* START SOURCE MATERIAL *

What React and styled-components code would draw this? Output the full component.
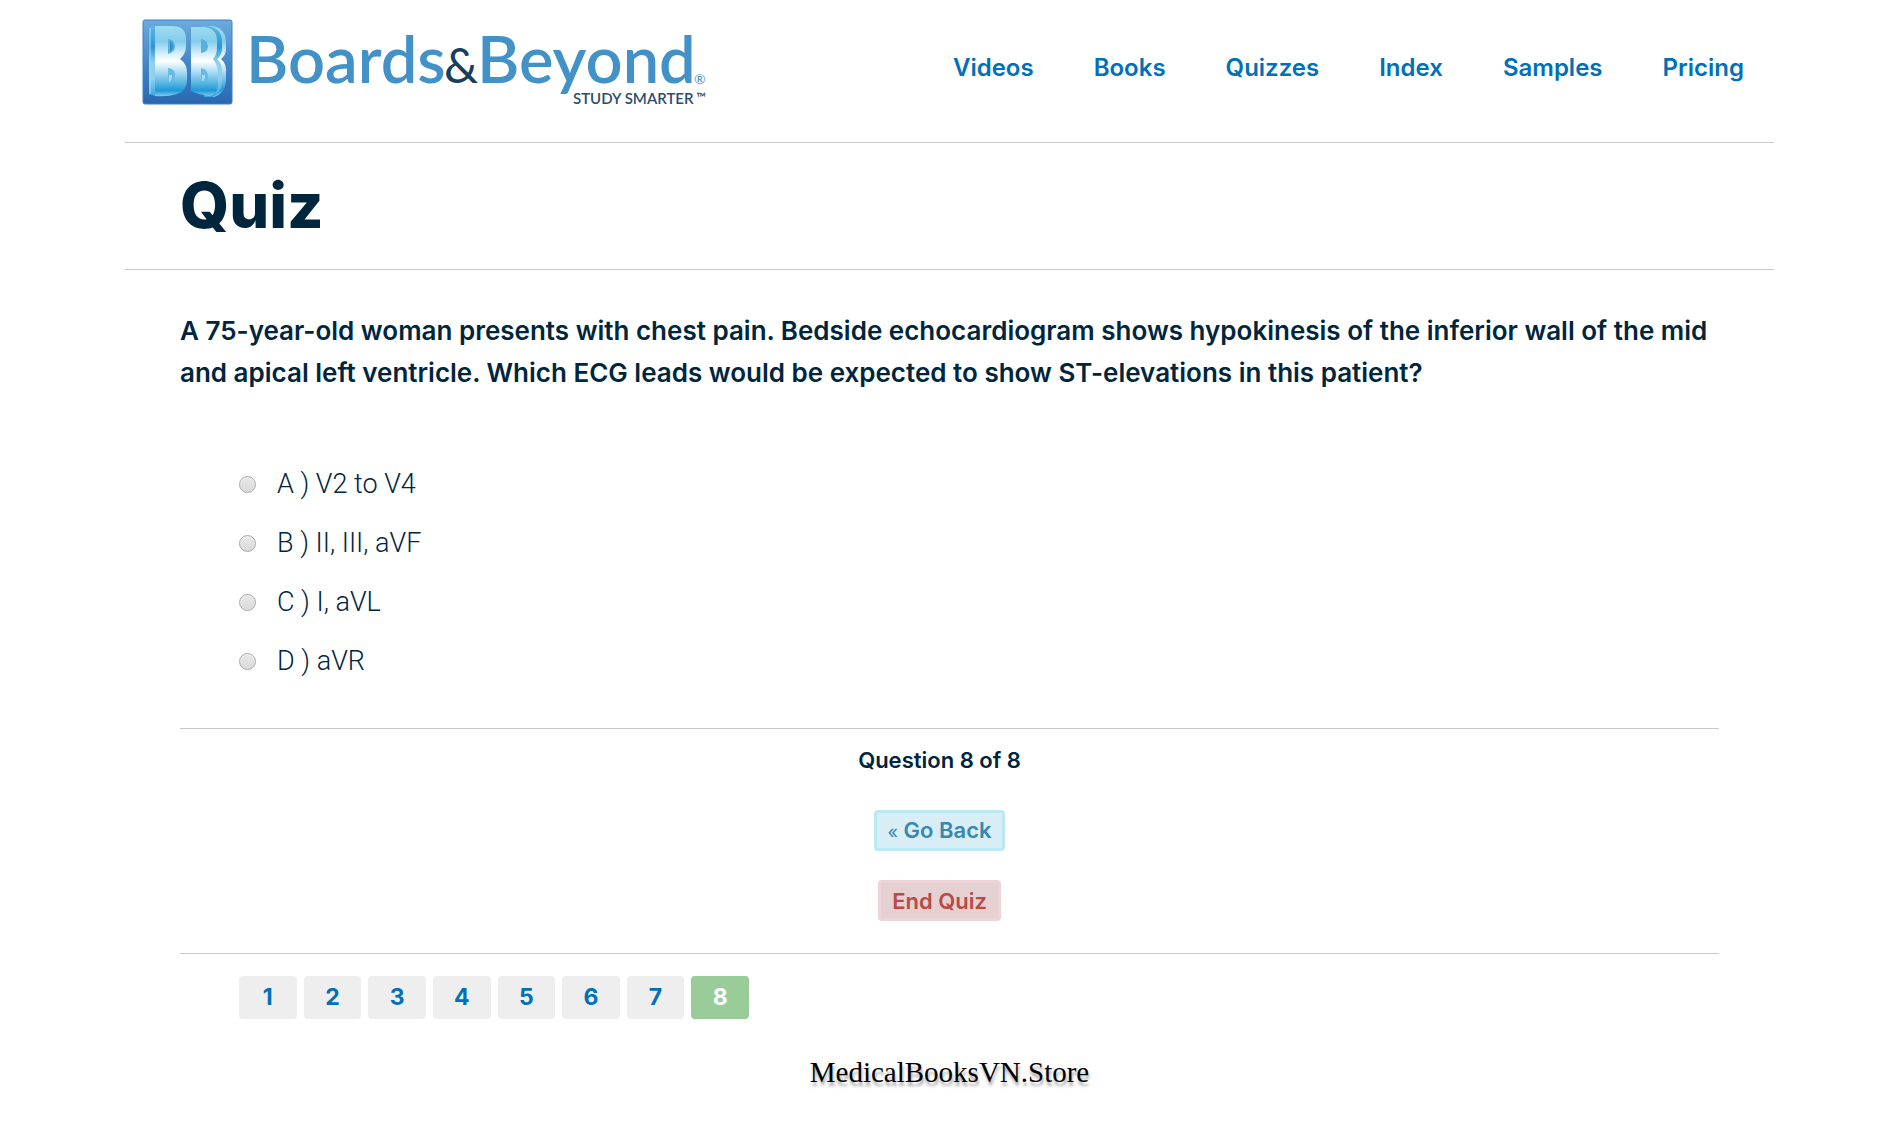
import React, { useState } from "react";
import styled, { createGlobalStyle } from "styled-components";

const navy = "#00263e";
const blue = "#0070b8";
const rule = "#c8c8c8";

const GlobalStyle = createGlobalStyle`
  *, *::before, *::after { box-sizing: border-box; }
  body {
    margin: 0;
    background: #fff;
    color: ${navy};
    font-family: Inter, "Liberation Sans", sans-serif;
  }
`;

const Page = styled.div`
  padding: 0 125px;
`;

const Header = styled.header`
  display: flex;
  justify-content: space-between;
  align-items: flex-start;
  height: 143px;
  padding: 14px 30px 0 13px;
  border-bottom: 1px solid ${rule};
`;

const LogoLink = styled.a`
  display: block;
  svg { display: block; }
`;

const Nav = styled.nav`
  display: flex;
  gap: 60px;
  padding-top: 36px;
`;

const NavLink = styled.a`
  color: ${blue};
  font-size: 24px;
  font-weight: 600;
  line-height: 36px;
  text-decoration: none;
`;

const TitleBar = styled.div`
  padding: 22px 55px 24px;
  border-bottom: 1px solid ${rule};
`;

const Title = styled.h1`
  margin: 0;
  font-size: 63px;
  font-weight: 800;
  line-height: 80px;
`;

const Content = styled.main`
  padding: 40px 55px 0;
`;

const Options = styled.fieldset`
  margin: 0;
  padding: 0 0 38px;
  border: 0;
  min-width: 0;
`;

const Question = styled.legend`
  padding: 0 0 60px;
  font-size: 26px;
  font-weight: 600;
  line-height: 42px;
`;

const Option = styled.label`
  display: flex;
  align-items: center;
  gap: 21px;
  height: 59px;
  padding-left: 59px;
  font: 350 27px Roboto, "Liberation Sans", sans-serif;
`;

const Radio = styled.input`
  appearance: none;
  width: 17px;
  height: 17px;
  margin: 2px 0 0;
  border: 1px solid #a9a9a9;
  border-radius: 50%;
  background: linear-gradient(#e8e8e8, #dadada);
  box-shadow: inset 0 1px 1px #f4f4f4;
  &:checked {
    background: radial-gradient(circle, #444 0 4px, #e0e0e0 5px);
  }
`;

const Actions = styled.section`
  display: flex;
  flex-direction: column;
  align-items: center;
  padding: 15px 20px 32px 0;
  border-top: 1px solid ${rule};
  border-bottom: 1px solid ${rule};
`;

const Progress = styled.p`
  margin: 0 0 34px;
  font-size: 22px;
  font-weight: 600;
  line-height: 32px;
`;

const tones = {
  info: ["#3a87ad", "#d9edf7", "#bce8f1"],
  danger: ["#b94a48", "#e6d1d2", "#eed3d7"],
};

const ActionButton = styled.button`
  height: 41px;
  padding: 0 11px;
  color: ${(p) => tones[p.$tone][0]};
  background: ${(p) => tones[p.$tone][1]};
  border: 3px solid ${(p) => tones[p.$tone][2]};
  border-radius: 4px;
  font: 600 22px/34px Inter, "Liberation Sans", sans-serif;
  cursor: pointer;
  & + & { margin-top: 29px; }
`;

const Chevron = styled.span`
  font-size: 18px;
  font-weight: 400;
`;

const Pagination = styled.nav`
  display: grid;
  grid-template-columns: repeat(8, 1fr);
  gap: 7px;
  width: 510px;
  margin: 22px 0 0 59px;
`;

const PageLink = styled.a`
  border-radius: 4px;
  background: ${(p) => (p.$current ? "#99cc99" : "#eeeeee")};
  color: ${(p) => (p.$current ? "#fff" : blue)};
  font-size: 23px;
  font-weight: 700;
  line-height: 43px;
  text-align: center;
  text-decoration: none;
`;

const Footer = styled.footer`
  padding: 36px 0 40px;
  color: #000;
  font: 29px/34px "Liberation Serif", serif;
  text-align: center;
  text-shadow: 1px 4px 3px rgba(0, 0, 0, 0.35);
`;

function Logo() {
  return (
    <svg width="572" height="96" viewBox="0 0 572 96" role="img" aria-label="Boards and Beyond">
      <defs>
        <linearGradient id="tile" x1="0" y1="0" x2="0" y2="1">
          <stop offset="0" stopColor="#6caadd" />
          <stop offset="0.5" stopColor="#4588c8" />
          <stop offset="1" stopColor="#2767b0" />
        </linearGradient>
        <linearGradient id="face" x1="0" y1="12" x2="0" y2="82" gradientUnits="userSpaceOnUse">
          <stop offset="0" stopColor="#9fdcf0" />
          <stop offset="0.22" stopColor="#84cdec" />
          <stop offset="0.4" stopColor="#d8f0fa" />
          <stop offset="0.5" stopColor="#ffffff" />
          <stop offset="0.64" stopColor="#b5e0f4" />
          <stop offset="0.92" stopColor="#1e9ad8" />
          <stop offset="1" stopColor="#7cc9ec" />
        </linearGradient>
        <linearGradient id="side" x1="0" y1="12" x2="0" y2="82" gradientUnits="userSpaceOnUse">
          <stop offset="0" stopColor="#5db8e6" />
          <stop offset="0.3" stopColor="#2b96d6" />
          <stop offset="0.52" stopColor="#8fd0ee" />
          <stop offset="0.75" stopColor="#8fd0ee" />
          <stop offset="1" stopColor="#3aa5dc" />
        </linearGradient>
      </defs>
      <rect x="5" y="6" width="89" height="84" rx="2" fill="url(#tile)" stroke="#3f80c4" />
      <path d="M11 14 17 12V82L11 80Z" fill="url(#side)" />
      <path d="M12 14V80" stroke="#a5dcf2" strokeWidth="1" />
      <path
        d="M17 12H34Q48 12 48 25V32Q48 40 42 45Q49 50 49 58V66Q49 77 39 80Q30 83 17 82Z"
        fill="url(#face)"
      />
      <path d="M30 25V40Q37 38 37 32Q37 26 30 25Z" fill="#56b0e0" />
      <path d="M30 54V69Q37 67 37 61Q37 55 30 54Z" fill="#68b9e4" />
      <path d="M32 27V38Q36 35 35 31Q34 28 32 27Z" fill="#3590cd" />
      <path d="M31 61V68Q34 66 34 61Z" fill="#a9dcf3" />
      <path d="M64 12H74Q88 14 88 29V35Q88 41 83 45Q89 50 88 59V67Q87 80 76 83H68Z" fill="url(#face)" />
      <path d="M64 12H70Q84 14 84 28V34Q84 41 79 45Q85 50 84 60V68Q83 79 75 83H66Z" fill="url(#side)" />
      <path
        d="M53 13H64Q79 13 79 27V33Q79 41 75 45Q80 51 80 60V69Q80 82 70 82Q62 81 53 77Z"
        fill="url(#face)"
      />
      <path d="M63 25V39Q70 38 70 32Q69 26 63 25Z" fill="#56b0e0" />
      <path d="M63 54V67Q70 71 70 62Q70 56 63 54Z" fill="#68b9e4" />
      <path d="M64 61V67Q67 67 67 61Z" fill="#a9dcf3" />
      <g fontFamily="Lato, 'Liberation Sans', sans-serif">
        <text x="108" y="69" fontSize="65" fontWeight="600" fill="#4292c8">Boards</text>
        <text x="306" y="69" fontSize="48" fontWeight="400" fill="#173e5a">&amp;</text>
        <text x="339" y="69" fontSize="65" fontWeight="600" fill="#4292c8">Beyond</text>
        <text x="556" y="70" fontSize="14" fill="#4292c8">®</text>
        <text x="435" y="90" fontSize="15" fontWeight="600" fill="#2a4d68">STUDY SMARTER</text>
        <text x="558" y="88" fontSize="13" fontWeight="600" fill="#2a4d68">™</text>
      </g>
    </svg>
  );
}

const links = ["Videos", "Books", "Quizzes", "Index", "Samples", "Pricing"];
const answers = ["A ) V2 to V4", "B ) II, III, aVF", "C ) I, aVL", "D ) aVR"];
const pages = [1, 2, 3, 4, 5, 6, 7, 8];

export default function App() {
  const [answer, setAnswer] = useState(null);
  return (
    <>
      <GlobalStyle />
      <Page>
        <Header>
          <LogoLink href="#home"><Logo /></LogoLink>
          <Nav>
            {links.map((name) => (
              <NavLink key={name} href={`#${name.toLowerCase()}`}>{name}</NavLink>
            ))}
          </Nav>
        </Header>
        <TitleBar>
          <Title>Quiz</Title>
        </TitleBar>
        <Content>
          <Options>
            <Question>
              A 75-year-old woman presents with chest pain. Bedside echocardiogram shows hypokinesis of
              the inferior wall of the mid and apical left ventricle. Which ECG leads would be expected
              to show ST-elevations in this patient?
            </Question>
            {answers.map((text) => (
              <Option key={text}>
                <Radio type="radio" name="answer" checked={answer === text} onChange={() => setAnswer(text)} />
                {text}
              </Option>
            ))}
          </Options>
          <Actions>
            <Progress>Question 8 of 8</Progress>
            <ActionButton type="button" $tone="info"><Chevron>«</Chevron> Go Back</ActionButton>
            <ActionButton type="button" $tone="danger">End Quiz</ActionButton>
          </Actions>
          <Pagination>
            {pages.map((n) => (
              <PageLink key={n} href={`#question-${n}`} $current={n === 8}>{n}</PageLink>
            ))}
          </Pagination>
        </Content>
        <Footer>MedicalBooksVN.Store</Footer>
      </Page>
    </>
  );
}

* END SOURCE MATERIAL *

- _WHAT IS BEING ASKED_: Report each line of the material above where the word "components" appears.

- _ANSWER TO THIS TASK_:
What React and styled-components code would draw this? Output the full component.
import styled, { createGlobalStyle } from "styled-components";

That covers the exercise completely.